I lay on my back, fucking myself slowly with the dildo, feeling it slide in and out, an inch and then an even sweeter inch, lifting my hips and pressing my butt into the mattress so I could fuck my cunt hands- free. One hand pressing against my clit, the other pulling at a nipple. I edged 4 times; sometimes I was so close it almost felt like I’d ruined. Sometimes the difference between edging and ruining an orgasm is no more than the flutter of gossamer wings. There is an almost invisible line, and I dance along it, like a tightrope walker in ballet slippers. It’s a halting dance, a wobbly- legged dance, it’s no dance at all. It’s me, on my back, in my bed, on dampened cotton sheets, with my finger on my clit, seeing how far I can push myself before I have to jerk myself back.

I slept, with the dildo held in my cunt by teal lace knickers. I dreamt I was at a play party, half naked, giggling and fooling around with various men. In my sleep I could feel their hands on my belly, their cocks against my cunt, their breath on my neck, my face, in my mouth.
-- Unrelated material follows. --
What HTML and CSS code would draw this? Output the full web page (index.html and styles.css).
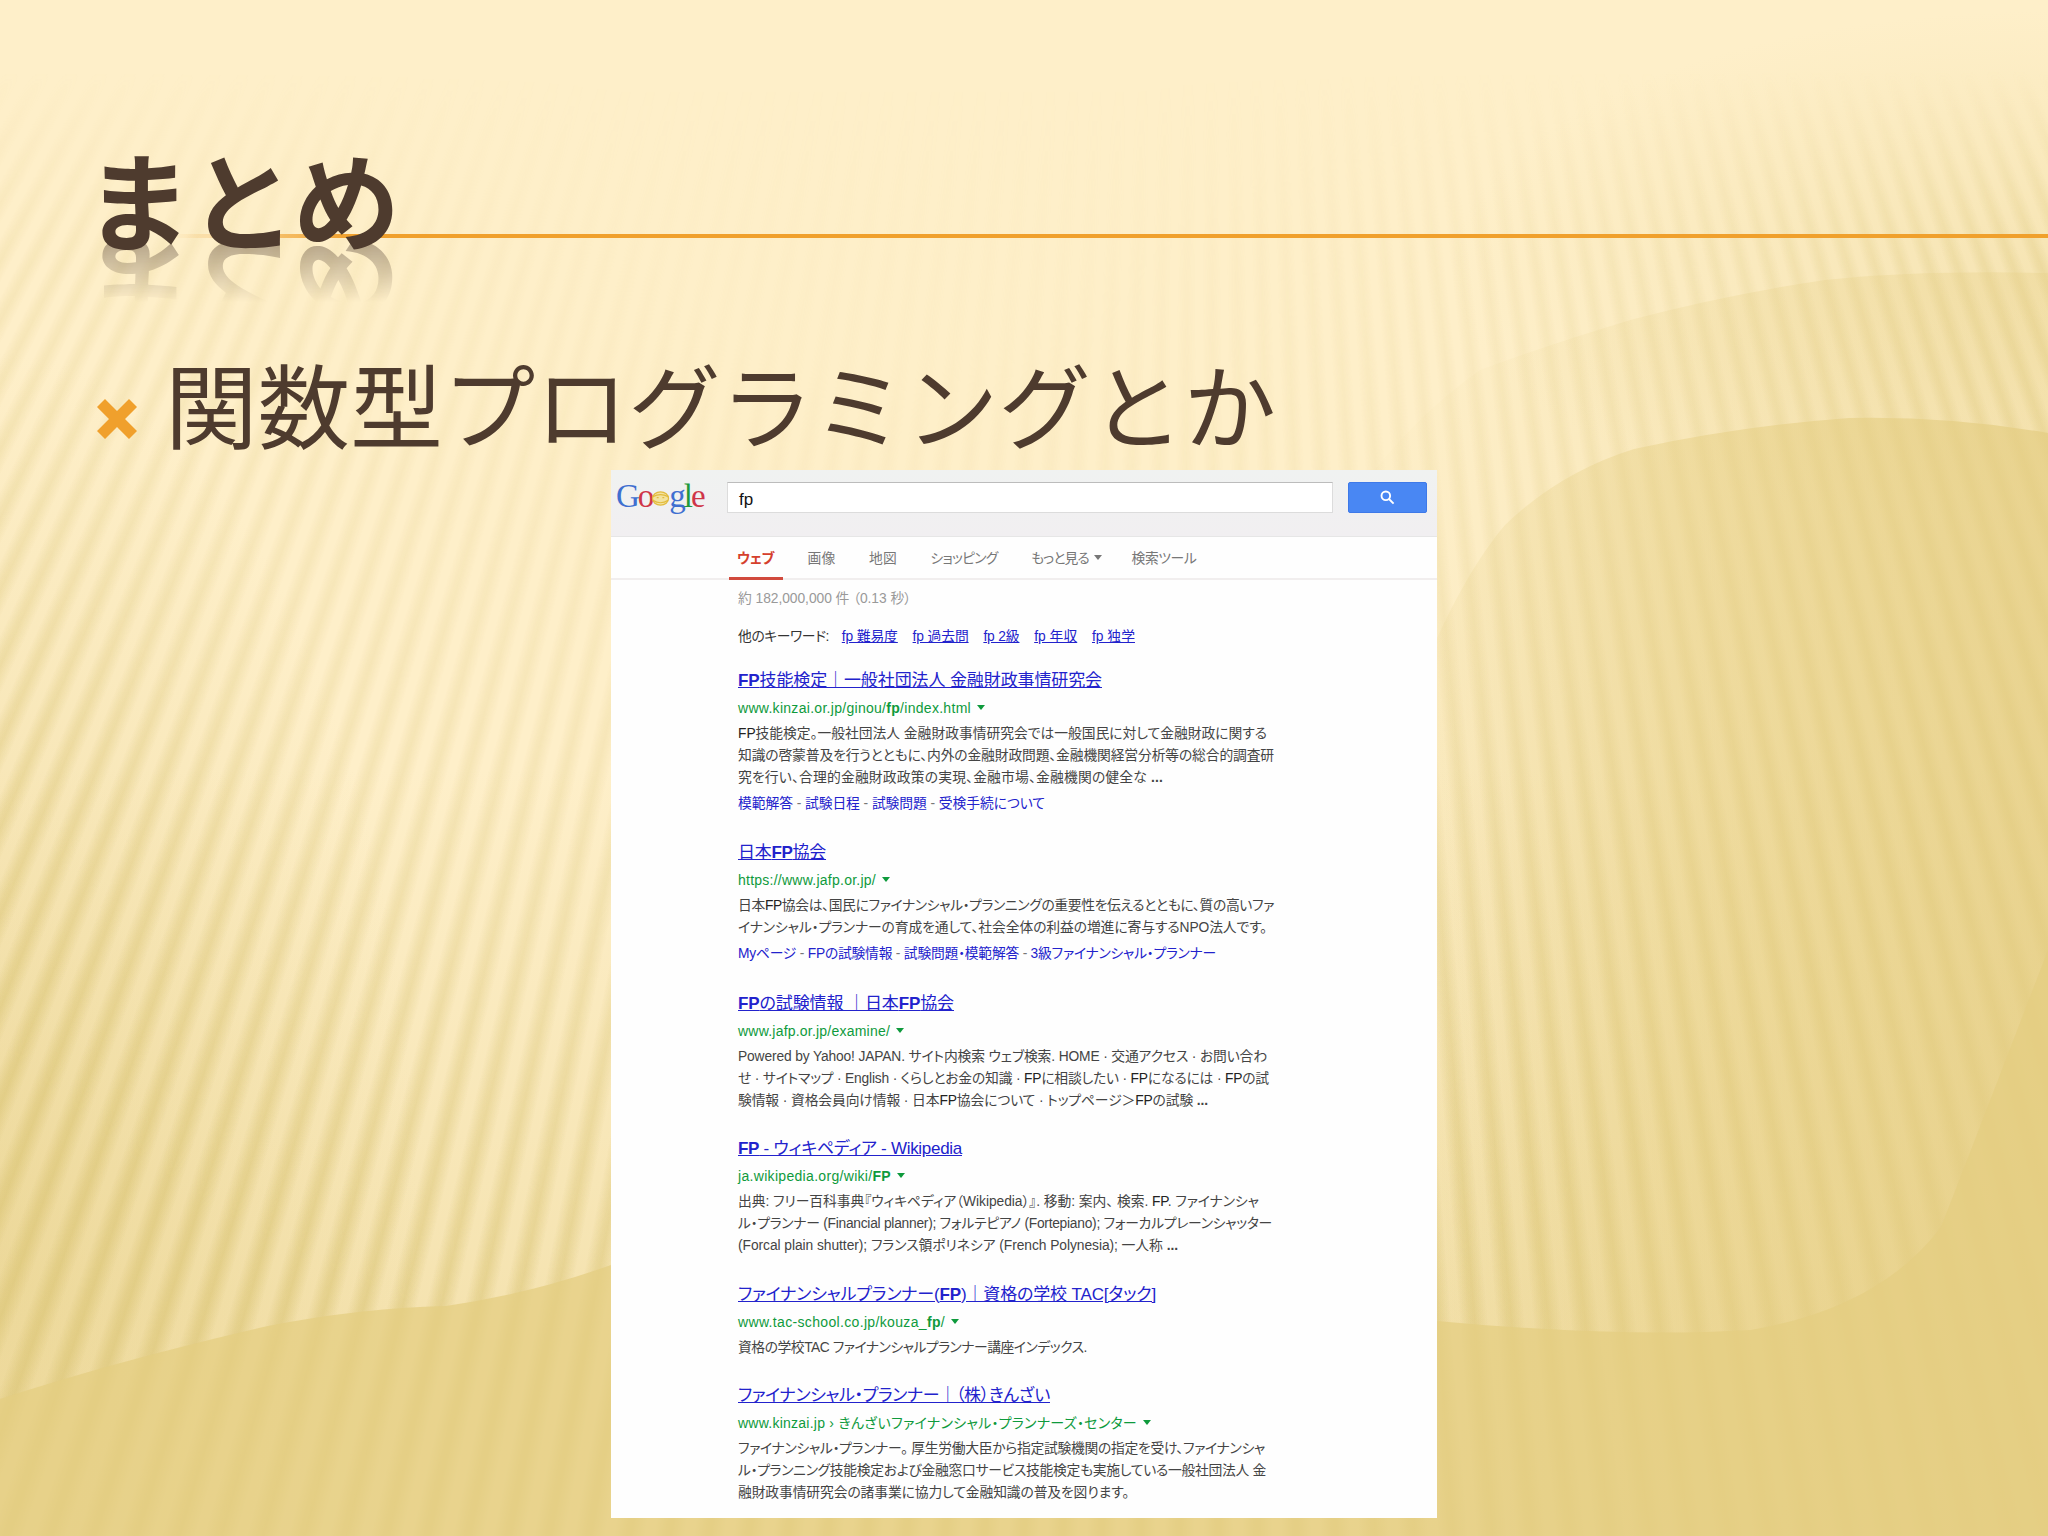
FILE: index.html
```html
<!DOCTYPE html>
<html lang="ja">
<head>
    <meta charset="UTF-8">
    <meta name="viewport" content="width=device-width, initial-scale=1.0">
    <link rel="stylesheet" href="styles.css">
    <title>まとめ</title>
</head>
<body>
    <div class="slide">
        <div class="backdrop">
            <div class="rays"></div>
            <svg class="swoosh" viewBox="0 0 2048 1536">
                <defs>
                    <linearGradient id="outer" x1="0" y1="0" x2="1" y2="0">
                        <stop offset="0" stop-color="#e4cd82" stop-opacity="0"/>
                        <stop offset="0.25" stop-color="#e4cd82" stop-opacity="0.06"/>
                        <stop offset="0.6" stop-color="#e6cf86" stop-opacity="0.26"/>
                        <stop offset="1" stop-color="#e6cf86" stop-opacity="0.32"/>
                    </linearGradient>
                    <linearGradient id="inner" x1="0" y1="0" x2="1" y2="0">
                        <stop offset="0" stop-color="#e4cd82" stop-opacity="0"/>
                        <stop offset="0.15" stop-color="#e4cd82" stop-opacity="0.14"/>
                        <stop offset="0.5" stop-color="#e6cf84" stop-opacity="0.5"/>
                        <stop offset="1" stop-color="#e4cd82" stop-opacity="0.72"/>
                    </linearGradient>
                </defs>
                <path fill="url(#outer)" d="M2048 273Q1920 270 1825 280Q1730 294 1634 319Q1550 344 1480 370Q1380 440 1300 580V1536H2048Z"/>
                <path fill="url(#inner)" d="M2048 433Q1950 416 1849 418Q1740 426 1634 449Q1560 472 1505 525Q1450 590 1400 730L1340 1536H2048Z"/>
                <path class="ground" d="M0 1399Q120 1360 268 1326Q360 1308 446 1306Q530 1294 611 1265L800 1240L1437 1321Q1620 1338 1751 1330Q1880 1308 1941 1227Q1975 1140 2048 950V1536H0Z"/>
            </svg>
        </div>

        <header class="title">
            <div class="rule"></div>
            <h1>まとめ</h1>
        </header>

        <div class="bullet">
            <svg class="cross" viewBox="0 0 42 42"><path d="M9 1L21 13L33 1L41 9L29 21L41 33L33 41L21 29L9 41L1 33L13 21L1 9Z"/></svg>
            <p>関数型プログラミングとか</p>
        </div>

        <main class="search">
            <div class="bar">
                <div class="logo">
                    <span class="b">G</span><span class="r">o</span><svg viewBox="0 0 20 18"><ellipse cx="10" cy="9" rx="8.5" ry="7"/><path d="M2 7Q10 3 18 7M2 11Q10 16 18 11M6 8h2M12 8h2"/></svg><span class="b">g</span><span class="g">l</span><span class="r">e</span>
                </div>
                <div class="box"><span data-w="14">fp</span></div>
                <div class="go">
                    <svg viewBox="0 0 16 16"><circle cx="6.2" cy="6.2" r="4.6"/><path d="M9.6 9.6L14.5 14.5"/></svg>
                </div>
            </div>
            <nav>
                <span class="tab on"><span data-w="37">ウェブ</span></span>
                <span class="tab"><span data-w="28">画像</span></span>
                <span class="tab"><span data-w="28">地図</span></span>
                <span class="tab"><span data-w="67">ショッピング</span></span>
                <span class="tab more"><span data-w="58">もっと見る</span><i class="arrow"></i></span>
                <span class="tab"><span data-w="65">検索ツール</span></span>
            </nav>
            <div class="stats"><span data-w="173">約 182,000,000 件 （0.13 秒）</span></div>
            <div class="related">
                <span class="key" data-w="91">他のキーワード:</span>
                <a data-w="56">fp 難易度</a>
                <a data-w="56">fp 過去問</a>
                <a data-w="36">fp 2級</a>
                <a data-w="43">fp 年収</a>
                <a data-w="43">fp 独学</a>
            </div>

            <div class="result">
                <h3><a data-w="364"><b>FP</b>技能検定｜一般社団法人 金融財政事情研究会</a></h3>
                <cite><span data-w="233">www.kinzai.or.jp/ginou/<b>fp</b>/index.html</span><i class="arrow"></i></cite>
                <p><span data-w="529"><em>FP</em>技能検定。一般社団法人 金融財政事情研究会では一般国民に対して金融財政に関する</span></p>
                <p><span data-w="536">知識の啓蒙普及を行うとともに、内外の金融財政問題、金融機関経営分析等の総合的調査研</span></p>
                <p><span data-w="425">究を行い、合理的金融財政政策の実現、金融市場、金融機関の健全な <b>...</b></span></p>
                <div class="links"><span data-w="307">模範解答 <s>-</s> 試験日程 <s>-</s> 試験問題 <s>-</s> 受検手続について</span></div>
            </div>

            <div class="result">
                <h3><a data-w="88">日本<b>FP</b>協会</a></h3>
                <cite><span data-w="138">https://www.jafp.or.jp/</span><i class="arrow"></i></cite>
                <p><span data-w="536">日本<em>FP</em>協会は、国民にファイナンシャル・プランニングの重要性を伝えるとともに、質の高いファ</span></p>
                <p><span data-w="529">イナンシャル・プランナーの育成を通して、社会全体の利益の増進に寄与するNPO法人です。</span></p>
                <div class="links"><span data-w="478">Myページ <s>-</s> FPの試験情報 <s>-</s> 試験問題・模範解答 <s>-</s> 3級ファイナンシャル・プランナー</span></div>
            </div>

            <div class="result">
                <h3><a data-w="216"><b>FP</b>の試験情報 ｜日本<b>FP</b>協会</a></h3>
                <cite><span data-w="152">www.jafp.or.jp/examine/</span><i class="arrow"></i></cite>
                <p><span data-w="529">Powered by Yahoo! JAPAN. サイト内検索 ウェブ検索. HOME · 交通アクセス · お問い合わ</span></p>
                <p><span data-w="531">せ · サイトマップ · English · くらしとお金の知識 · <em>FP</em>に相談したい · <em>FP</em>になるには · <em>FP</em>の試</span></p>
                <p><span data-w="470">験情報 · 資格会員向け情報 · 日本<em>FP</em>協会について · トップページ＞<em>FP</em>の試験 <b>...</b></span></p>
            </div>

            <div class="result">
                <h3><a data-w="224"><b>FP</b> - ウィキペディア - Wikipedia</a></h3>
                <cite><span data-w="153">ja.wikipedia.org/wiki/<b>FP</b></span><i class="arrow"></i></cite>
                <p><span data-w="521">出典: フリー百科事典『ウィキペディア（Wikipedia）』. 移動: 案内、 検索. <em>FP</em>. ファイナンシャ</span></p>
                <p><span data-w="534">ル・プランナー (Financial planner); フォルテピアノ (Fortepiano); フォーカルプレーンシャッター</span></p>
                <p><span data-w="440">(Forcal plain shutter); フランス領ポリネシア (French Polynesia); 一人称 <b>...</b></span></p>
            </div>

            <div class="result">
                <h3><a data-w="418">ファイナンシャルプランナー(<b>FP</b>)｜資格の学校 TAC[タック]</a></h3>
                <cite><span data-w="207">www.tac-school.co.jp/kouza_<b>fp</b>/</span><i class="arrow"></i></cite>
                <p><span data-w="349">資格の学校TAC ファイナンシャルプランナー講座インデックス.</span></p>
            </div>

            <div class="result">
                <h3><a data-w="312">ファイナンシャル・プランナー｜（株）きんざい</a></h3>
                <cite><span data-w="399">www.kinzai.jp › きんざいファイナンシャル・プランナーズ・センター</span><i class="arrow"></i></cite>
                <p><span data-w="527">ファイナンシャル・プランナー。 厚生労働大臣から指定試験機関の指定を受け、ファイナンシャ</span></p>
                <p><span data-w="528">ル・プランニング技能検定および金融窓口サービス技能検定も実施している一般社団法人 金</span></p>
                <p><span data-w="391">融財政事情研究会の諸事業に協力して金融知識の普及を図ります。</span></p>
            </div>
        </main>
    </div>

    <script>
        // Spread the letters of each line so that it fills its given width
        function fitLines() {
            var lines = document.querySelectorAll("[data-w]");
            for (var i = 0; i < lines.length; i++) {
                var line = lines[i];
                var gap = line.dataset.w - line.getBoundingClientRect().width;
                line.style.letterSpacing = (gap / line.textContent.length).toFixed(3) + "px";
            }
        }
        fitLines();
    </script>
</body>
</html>
```

FILE: styles.css
```css
* {
    box-sizing: border-box;
}

body {
    margin: 0;
    font-family: "Liberation Sans", "Noto Sans CJK JP", sans-serif;
}

h1, h3, p {
    margin: 0;
    font-weight: normal;
}

.slide {
    position: relative;
    width: 2048px;
    height: 1536px;
    overflow: hidden;
    background-color: #feefc9;
}

/* background */
.backdrop, .rays, .swoosh {
    position: absolute;
    inset: 0;
}

.backdrop {
    background:
        radial-gradient(420px 900px at 0 1250px, rgba(228, 205, 130, 0.5), rgba(228, 205, 130, 0)),
        radial-gradient(600px 260px at 2048px 270px, rgba(228, 205, 130, 0.3), rgba(228, 205, 130, 0)),
        linear-gradient(180deg, rgba(228, 205, 130, 0) 50%, rgba(228, 205, 130, 0.35) 85%);
}

.rays {
    background: repeating-conic-gradient(from 0.1deg at 1200px -1950px,
        rgba(212, 190, 105, 0) 0deg,
        rgba(212, 190, 105, 0) 0.15deg,
        rgba(212, 190, 105, 0.48) 0.38deg,
        rgba(212, 190, 105, 0.4) 0.46deg,
        rgba(212, 190, 105, 0) 0.64deg);
    -webkit-mask-image: radial-gradient(1300px 1300px at 880px 100px, rgba(0, 0, 0, 0.08) 20%, rgba(0, 0, 0, 0.5) 68%, #000 100%),
        linear-gradient(180deg, transparent 70px, rgba(0, 0, 0, 0.65) 260px, #000 800px);
    -webkit-mask-composite: source-in;
    mask-composite: intersect;
}

.swoosh {
    width: 2048px;
    height: 1536px;
}

.ground {
    fill: #e4cd82;
    fill-opacity: 0.75;
}

/* title and bullet */
.title {
    position: relative;
    height: 340px;
    padding: 127px 0 0 85px;
}

.rule {
    position: absolute;
    left: 170px;
    right: 0;
    top: 234px;
    height: 4px;
    background: linear-gradient(90deg, rgba(240, 160, 44, 0), #f0a02c 180px);
}

h1 {
    position: relative;
    width: 330px;
    height: 140px;
    font: bold 107px/140px "Noto Sans CJK JP", sans-serif;
    letter-spacing: -3px;
    color: #4e3b2e;
    white-space: nowrap;
    -webkit-box-reflect: below -46px linear-gradient(transparent 42%, rgba(0, 0, 0, 0.4) 84%);
}

.bullet {
    position: relative;
    display: flex;
    height: 130px;
    padding-left: 96px;
    color: #4e3b2e;
}

.cross {
    width: 42px;
    height: 42px;
    margin: 58px 27px 0 0;
    fill: #f0a02c;
}

.bullet p {
    margin-top: -3px;
    font: 92.6px/130px "Noto Sans CJK JP", sans-serif;
    white-space: nowrap;
}

/* search page */
.search {
    position: relative;
    width: 826px;
    height: 1048px;
    margin-left: 611px;
    background-color: #fefefe;
    font-size: 13.8px;
    font-feature-settings: "palt";
    white-space: nowrap;
}

.search span[data-w], .search a {
    display: inline-block;
    white-space: pre;
}

.bar {
    display: flex;
    height: 67px;
    padding-top: 12px;
    background: linear-gradient(#f0f2f1, #f1eff1);
    border-bottom: 1px solid #e6e6e6;
}

.logo {
    display: flex;
    width: 116px;
    height: 34px;
    padding-left: 5px;
    font: 33px/29px "Liberation Serif", serif;
    letter-spacing: -2px;
}

.logo svg {
    width: 19px;
    height: 17px;
    margin: 8px -1px 0 -1px;
    fill: #f3e3a0;
    stroke: #e2bb3c;
    stroke-width: 1.3;
}

.b { color: #3f6fd0; }
.r { color: #cf3548; }
.g { color: #1f9a3c; }

.box {
    width: 606px;
    height: 31px;
    padding-left: 11px;
    border: 1px solid #dcdcdc;
    border-top-color: #bcbcbc;
    background-color: #fff;
    font-size: 17px;
    line-height: 34px;
    color: #111;
}

.go {
    display: flex;
    justify-content: center;
    align-items: center;
    width: 79px;
    height: 31px;
    margin-left: 15px;
    border: 1px solid #3e79e8;
    border-radius: 2px;
    background-color: #4987f3;
}

.go svg {
    width: 15px;
    height: 15px;
    fill: none;
    stroke: #fff;
    stroke-width: 2;
}

nav {
    display: flex;
    gap: 15.5px;
    height: 43px;
    padding-left: 118px;
    border-bottom: 2px solid #f1eeee;
    line-height: 44px;
    color: #777;
}

.tab {
    height: 43px;
    padding: 0 9px;
}

.tab:first-child {
    padding-left: 8px;
}

.more {
    padding-right: 5px;
}

.on {
    border-bottom: 3px solid #d14a3d;
    color: #d5402c;
    font-weight: bold;
}

.arrow {
    display: inline-block;
    margin-left: 6px;
    border: 4px solid transparent;
    border-top: 5px solid currentColor;
    border-bottom: 0;
    vertical-align: 3px;
}

.more .arrow {
    margin-left: 5px;
}

.stats {
    height: 37px;
    padding-left: 127px;
    line-height: 38px;
    color: #999;
}

.related {
    display: flex;
    gap: 14.8px;
    height: 38px;
    padding-left: 127px;
    line-height: 39px;
    color: #333;
}

.related .key {
    margin-right: -2px;
}

a {
    color: #2222cc;
    text-decoration: underline;
}

.result {
    margin-bottom: 23.3px;
    padding-left: 127px;
    color: #444;
}

.related + .result {
    margin-top: 11.5px;
}

h3 {
    height: 28px;
    font-size: 17px;
    line-height: 28px;
}

cite {
    display: block;
    height: 28px;
    font-style: normal;
    font-size: 14px;
    line-height: 27.5px;
    color: #0e9a3c;
}

.result p {
    height: 22.1px;
    line-height: 22.1px;
}

em {
    font-style: normal;
    color: #222;
}

.links {
    height: 27px;
    padding-top: 3px;
    line-height: 24px;
    color: #2222cc;
}

.links s {
    text-decoration: none;
    color: #777;
}
```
I dreamt that I looked down at myself and suddenly my feet were shackled and my hands tied. The shackles were light and beautifully crafted, and only really limited my gait, slowed me down as I moved, forcing me to be more mindful. I was clothed, wearing several random layers that hid my shape; there was cum or lube in my hair. I felt graceful, and used, and so happy.

When I woke up I pulled my underwear down too quickly, and the dildo slid out. I lay there, legs spread, desperate to touch myself, desperate to obey. My cunt is drenched, and my breathing won’t deepen, and I have to do chores. I am being punished. I haven’t cum for a week. I am so happy.